Previously, literature has largely examined the failure properties of common ACL grafts, mostly showing that the HT is mechanically the strongest with the highest failure load, and the PT is the stiffest of the grafts [22, 32,33,34]. Although reported mechanical values between studies vary significantly, this may be attributed to testing setup, graft preparation, or specimen age. Nonetheless, our studies agree with the trends noted above. It should be mentioned that the mechanical properties are on the lower end of reported data. Yet, no studies have evaluated the plastic properties of ACL grafts, which may provide insight into graft failure and knee instability before rupture, along with the energy storage capabilities. However, more work is needed to assess the effects of plastic deformation and energy storage of the ACL in-vivo to fully understand if these grafts may fully mimic the native mechanical properties of the ACL. Furthermore, there has been an increased interest in biomimetic ACL graft options [35,36,37,38]. Providing a complete understanding of common graft options’ elastic, plastic, and energy storage capabilities may provide insight into mimicking the mechanical properties of these tissues when developing engineered tissue for ACL-R.

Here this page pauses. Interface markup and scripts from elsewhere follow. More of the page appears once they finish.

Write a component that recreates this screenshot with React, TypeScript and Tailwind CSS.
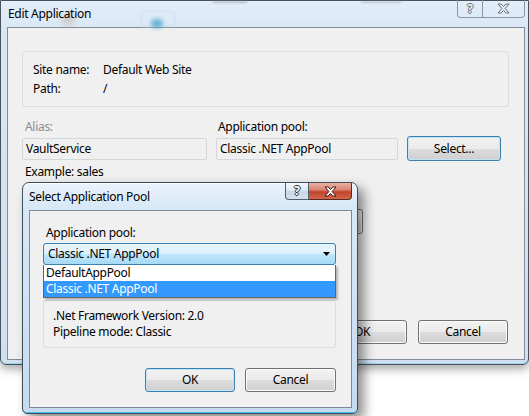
import clsx from "clsx";

function WinButton({
  label,
  active,
  className,
}: {
  label?: string;
  active?: boolean;
  className: string;
}) {
  return (
    <button
      type="button"
      className={clsx(
        "flex items-center justify-center rounded-[3px] border bg-[linear-gradient(#f2f2f2_0%,#ebebeb_50%,#dddddd_51%,#cfcfcf_100%)] leading-none",
        active
          ? "border-[#3c7fb1] shadow-[inset_0_0_0_1px_#bfe6f8]"
          : "border-[#707070] shadow-[inset_0_0_0_1px_#fbfbfb]",
        className
      )}
    >
      {label}
    </button>
  );
}

// close / help buttons in the caption bar
function CaptionButtons({ active, className }: { active: boolean; className: string }) {
  if (active) {
    return (
      <div className={clsx("absolute flex h-[17px]", className)}>
        <div className="flex h-full w-[24px] items-center justify-center rounded-bl-[4px] border border-t-0 border-[#52606e] bg-[linear-gradient(#f4f8fc_0%,#dfe8f1_45%,#c6d5e4_55%,#d6e2ee_100%)]">
          <span className="text-[12px] font-bold leading-none text-white [text-shadow:1px_0_#303030,-1px_0_#303030,0_1px_#303030,0_-1px_#303030]">
            ?
          </span>
        </div>
        <div className="flex h-full w-[43px] items-center justify-center rounded-br-[4px] border border-l-0 border-t-0 border-[#5a2a22] bg-[linear-gradient(#eab0a3_0%,#d98574_42%,#c2442b_55%,#d3654b_100%)]">
          <svg width="13" height="11" viewBox="0 0 13 11">
            <path
              d="M1 1H4.2L6.5 3.6L8.8 1H12L8.1 5.5L12 10H8.8L6.5 7.4L4.2 10H1L4.9 5.5Z"
              fill="#fff"
              stroke="#3b1c16"
              strokeWidth="1"
              strokeLinejoin="round"
            />
          </svg>
        </div>
      </div>
    );
  }
  return (
    <div className={clsx("absolute flex h-[18px]", className)}>
      <div className="flex h-full w-[26px] items-center justify-center rounded-bl-[4px] border border-t-0 border-[#8a98a6]">
        <span className="text-[12px] font-bold leading-none text-[#e6eef6] [text-shadow:1px_0_#6f6f6f,-1px_0_#6f6f6f,0_1px_#6f6f6f,0_-1px_#6f6f6f]">
          ?
        </span>
      </div>
      <div className="flex h-full w-[42px] items-center justify-center rounded-br-[4px] border border-l-0 border-t-0 border-[#8a98a6]">
        <svg width="13" height="11" viewBox="0 0 13 11">
          <path
            d="M1 1H4.2L6.5 3.6L8.8 1H12L8.1 5.5L12 10H8.8L6.5 7.4L4.2 10H1L4.9 5.5Z"
            fill="#e6eef6"
            stroke="#6f6f6f"
            strokeWidth="1"
            strokeLinejoin="round"
          />
        </svg>
      </div>
    </div>
  );
}

function TextBox({ value, className }: { value?: string; className: string }) {
  return (
    <div
      className={clsx(
        "flex h-[22px] items-center rounded-[2px] border border-[#d3d8dd] pl-[3px]",
        className
      )}
    >
      {value}
    </div>
  );
}

function EditApplication() {
  return (
    <div className="absolute left-0 top-0 flex h-[365px] w-[529px] flex-col rounded-b-[6px] border border-[#4a535c] bg-[linear-gradient(180deg,#e2eefa_0%,#d9e7f5_30px,#cfe0f0_100%)] shadow-[inset_0_-1px_0_#9fd3ee,0_4px_10px_rgba(0,0,0,0.35)]">
      {/* caption with a blurred desktop behind the glass */}
      <div className="relative flex h-[26px] items-center pl-[7px]">
        <div className="absolute left-[60px] top-[14px] h-[10px] w-[14px] rounded-full bg-[#b59a74] opacity-40 blur-[3px]" />
        <div className="absolute left-[140px] top-[10px] h-[16px] w-[34px] rounded-[2px] border border-[#c5d3e0] opacity-70 blur-[1px]" />
        <div className="absolute left-[150px] top-[18px] h-[9px] w-[12px] rounded-full bg-[#3b9cc4] opacity-70 blur-[2px]" />
        <div className="absolute left-[212px] top-0 h-[2px] w-[34px] bg-[#8a8f95] opacity-50 blur-[1px]" />
        <div className="absolute left-[360px] top-0 h-[2px] w-[40px] bg-[#8a8f95] opacity-40 blur-[1px]" />
        <span className="relative">Edit Application</span>
        <CaptionButtons active={false} className="right-[3px] top-[-1px]" />
      </div>

      <div className="mb-[4px] ml-[6px] mr-[3px] flex flex-1 flex-col border border-[#828d99] bg-[#f0f0f0] pb-[15px] pl-[14px] pr-[15px] pt-[23px]">
        <div className="h-[56px] rounded-[3px] border border-[#d5dfe5] pl-[10px] pt-[8px]">
          <div className="grid grid-cols-[70px_1fr] leading-[19px]">
            <span>Site name:</span>
            <span>Default Web Site</span>
            <span>Path:</span>
            <span>/</span>
          </div>
        </div>

        <div className="mt-[12px] flex leading-[16px]">
          <span className="w-[194px] pl-[3px] text-[#8d8d8d]">Alias:</span>
          <span className="pl-[2px]">Application pool:</span>
        </div>
        <div className="mt-[1px] flex h-[25px] items-center gap-[9px]">
          <TextBox value="VaultService" className="w-[185px]" />
          <TextBox value="Classic .NET AppPool" className="w-[182px]" />
          <WinButton label="Select..." active className="h-[25px] w-[94px]" />
        </div>
        <div className="mt-[3px] pl-[3px] leading-[16px]">Example: sales</div>

        {/* physical path row, mostly covered by the pool dialog */}
        <div className="mt-[29px] flex h-[25px] items-center gap-[6px]">
          <TextBox className="w-[304px] bg-white" />
          <WinButton className="h-[25px] w-[31px]" />
        </div>

        <div className="mt-auto flex justify-end gap-[11px] pr-[1px]">
          <WinButton label="OK" className="h-[24px] w-[90px]" />
          <WinButton label="Cancel" className="h-[24px] w-[90px]" />
        </div>
      </div>
    </div>
  );
}

function SelectPool() {
  return (
    <div className="absolute left-[22px] top-[182px] flex h-[232px] w-[336px] flex-col rounded-b-[5px] rounded-t-[7px] border border-[#3f4d5b] bg-[linear-gradient(180deg,#eaf3fc_0%,#d7e7f6_26px,#c6dbf0_100%)] shadow-[inset_0_-1px_0_#3fbdee,inset_0_1px_0_#ffffff,6px_6px_12px_rgba(0,0,0,0.45)]">
      <div className="relative flex h-[27px] items-center pl-[6px]">
        <span>Select Application Pool</span>
        <CaptionButtons active className="right-[5px] top-0" />
      </div>

      <div className="mb-[5px] ml-[6px] mr-[5px] flex flex-1 flex-col border border-[#7d8996] bg-[#f0f0f0] pl-[13px] pr-[15px] pt-[14px]">
        <div className="pl-[3px] leading-[16px]">Application pool:</div>

        <div className="relative z-10 mt-[2px]">
          <div className="flex h-[22px] items-center justify-between rounded-[3px] border border-[#3c7fb1] bg-[linear-gradient(#eaf6fd_0%,#d9f0fc_50%,#bee6fd_51%,#a7d9f5_100%)] pl-[4px] pr-[5px]">
            <span>Classic .NET AppPool</span>
            <svg width="7" height="4" viewBox="0 0 7 4">
              <path d="M0 0H7L3.5 4Z" fill="#000" />
            </svg>
          </div>
          {/* open drop-down list */}
          <div className="absolute left-0 top-full w-full border border-t-0 border-[#646464] bg-white shadow-[2px_2px_2px_rgba(0,0,0,0.25)]">
            <div className="flex h-[16px] items-center pl-[2px]">DefaultAppPool</div>
            <div className="flex h-[16px] items-center bg-[#3399ff] pl-[2px] text-white">
              Classic .NET AppPool
            </div>
          </div>
        </div>

        <div className="mt-[35px] h-[48px] rounded-[3px] border border-[#d5dfe5] pl-[9px] pt-[7px] leading-[16px]">
          <div>.Net Framework Version: 2.0</div>
          <div>Pipeline mode: Classic</div>
        </div>

        <div className="mt-[20px] flex justify-end gap-[10px]">
          <WinButton label="OK" active className="h-[24px] w-[90px]" />
          <WinButton label="Cancel" className="h-[24px] w-[91px]" />
        </div>
      </div>
    </div>
  );
}

export default function App() {
  return (
    <div className="relative h-[416px] w-[529px] overflow-hidden bg-white font-['Noto_Sans',sans-serif] text-[12px] leading-none tracking-[-0.3px] text-black">
      <EditApplication />
      <SelectPool />
    </div>
  );
}
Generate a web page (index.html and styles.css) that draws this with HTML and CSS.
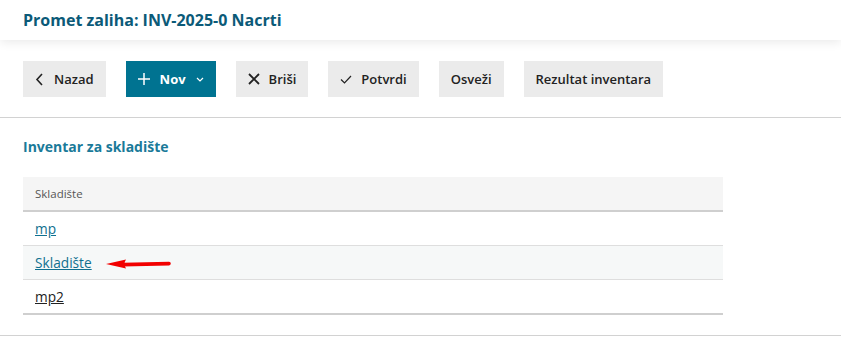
FILE: index.html
```html
<!DOCTYPE html>
<html lang="hr">
<head>
    <meta charset="UTF-8">
    <title>Promet zaliha</title>
    <link rel="stylesheet" href="styles.css">
</head>
<body>
    <div class="topbar">
        <h1>Promet zaliha: INV-2025-0 Nacrti</h1>
    </div>

    <div class="toolbar">
        <button class="btn btn-back">
            <svg width="9" height="13" viewBox="0 0 9 13"><path d="M7 1 L2 6.5 L7 12" fill="none" stroke="#222" stroke-width="1.6"/></svg>
            Nazad
        </button>
        <button class="btn btn-primary">
            <svg width="12" height="12" viewBox="0 0 12 12"><path d="M6 0 V12 M0 6 H12" fill="none" stroke="#fff" stroke-width="1.5"/></svg>
            Nov
            <svg class="caret" width="8" height="5" viewBox="0 0 8 5"><path d="M1 1 L4 4 L7 1" fill="none" stroke="#fff" stroke-width="1.2"/></svg>
        </button>
        <button class="btn">
            <svg width="12" height="12" viewBox="0 0 12 12"><path d="M1 1 L11 11 M11 1 L1 11" fill="none" stroke="#222" stroke-width="1.8"/></svg>
            Briši
        </button>
        <button class="btn">
            <svg width="12" height="9" viewBox="0 0 12 9"><path d="M1 4.5 L4.5 8 L11 1" fill="none" stroke="#222" stroke-width="1.2"/></svg>
            Potvrdi
        </button>
        <button class="btn">Osveži</button>
        <button class="btn">Rezultat inventara</button>
    </div>

    <div class="content">
        <h2>Inventar za skladište</h2>
        <table class="grid">
            <thead>
                <tr><th>Skladište</th></tr>
            </thead>
            <tbody>
                <tr><td><a href="#">mp</a></td></tr>
                <tr class="hover"><td>
                    <a href="#">Skladište</a>
                    <svg class="arrow" width="66" height="10" viewBox="0 0 66 10">
                        <path d="M0 5 L20 0.5 Q17 5 20 9.5 Z" fill="#f20000"/>
                        <path d="M17 5.6 L63 4.6" fill="none" stroke="#f20000" stroke-width="3.6" stroke-linecap="round"/>
                    </svg>
                </td></tr>
                <tr><td><a href="#" class="dark">mp2</a></td></tr>
            </tbody>
        </table>
    </div>
</body>
</html>
```

FILE: styles.css
```css
body {
    margin: 0;
    font-family: "Open Sans", "Noto Sans", sans-serif;
    color: #222;
    background: #fff;
}
.topbar {
    height: 40px;
    padding: 0 23px;
    display: flex;
    align-items: center;
    background: #fff;
    box-shadow: 0 2px 10px rgba(0, 0, 0, 0.09);
}
.topbar h1 {
    margin: 0;
    font-size: 16px;
    font-weight: 700;
    color: #0b5a78;
}
.toolbar {
    display: flex;
    gap: 20px;
    padding: 21px 23px 20px;
    border-bottom: 1px solid #d2d2d2;
}
.btn {
    height: 36px;
    padding: 0 12px;
    display: flex;
    align-items: center;
    gap: 9px;
    border: none;
    background: #ebebeb;
    font-family: inherit;
    font-size: 13px;
    font-weight: 600;
    color: #222;
    cursor: pointer;
}
.btn-back {
    gap: 10px;
}
.btn-primary {
    background: #007391;
    color: #fff;
    font-weight: 700;
    gap: 10px;
}
.content {
    padding: 19px 23px 20px;
    border-bottom: 1px solid #d2d2d2;
}
.content h2 {
    margin: 0 0 21px;
    font-size: 14px;
    font-weight: 700;
    color: #1a7a99;
}
.grid {
    width: 700px;
    border-collapse: collapse;
    border-bottom: 2px solid #cfcfcf;
}
.grid th {
    height: 33px;
    padding: 0 12px;
    text-align: left;
    font-size: 11.5px;
    font-weight: 400;
    color: #555;
    background: #f5f5f5;
    border-bottom: 2px solid #cfcfcf;
}
.grid td {
    height: 33px;
    padding: 0 12px;
    font-size: 13.7px;
    border-top: 1px solid #dedede;
}
.grid tbody tr:first-child td {
    border-top: none;
}
.grid tr.hover td {
    background: #f6f8f8;
}
.grid a {
    color: #10708f;
}
.grid a.dark {
    color: #222;
}
.arrow {
    vertical-align: middle;
    margin-left: 11px;
}
```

The hypothesis regarding plastic deformity of grafts posits that the extension of the neo-ACL beyond its yield forces may be a contributing factor to the manifestation of knee instability in patients who have undergone ACL-R, specifically within the HT graft, as it elongates roughly 4 mm after yield, which may be clinically significant. Although we have shown that QT and PT have the potential to exhibit plastic elongation when subjected to external forces during routine activities, the elongation may not be enough to be clinically significant.

Limitations

A primary limitation of this study is the age of the cadaveric specimens used to examine the biomechanical properties of graft type, as degeneration is typically seen with age, reducing the strength of the soft tissue [39]. However, our findings are within the reported range of mechanical properties of ACL grafts, according to a recent systematic review [22]. While they may be on the lower end of previously reported mechanical results, we see similar trends, where the PT is the stiffest graft option, and HT has the highest load to failure, consistent with other previous studies [32,33,34].

Conclusion

Our study findings align with prior research, indicating that all grafts’ failure load and stiffness are above the requirements for everyday activities. However, the yield load is of concern, which falls below the required threshold for high intensity daily activities. Thus, repetitive loading above this threshold over time may result in permanent (plastic) graft elongation. Irrecoverable elongation of the graft could result in eventual instability and decreased functionality for the neo-ACL dispute, with no tear present. Additional investigation is required to assess the impact of plastic deformation on the functional performance of a neo-ACL in-vivo.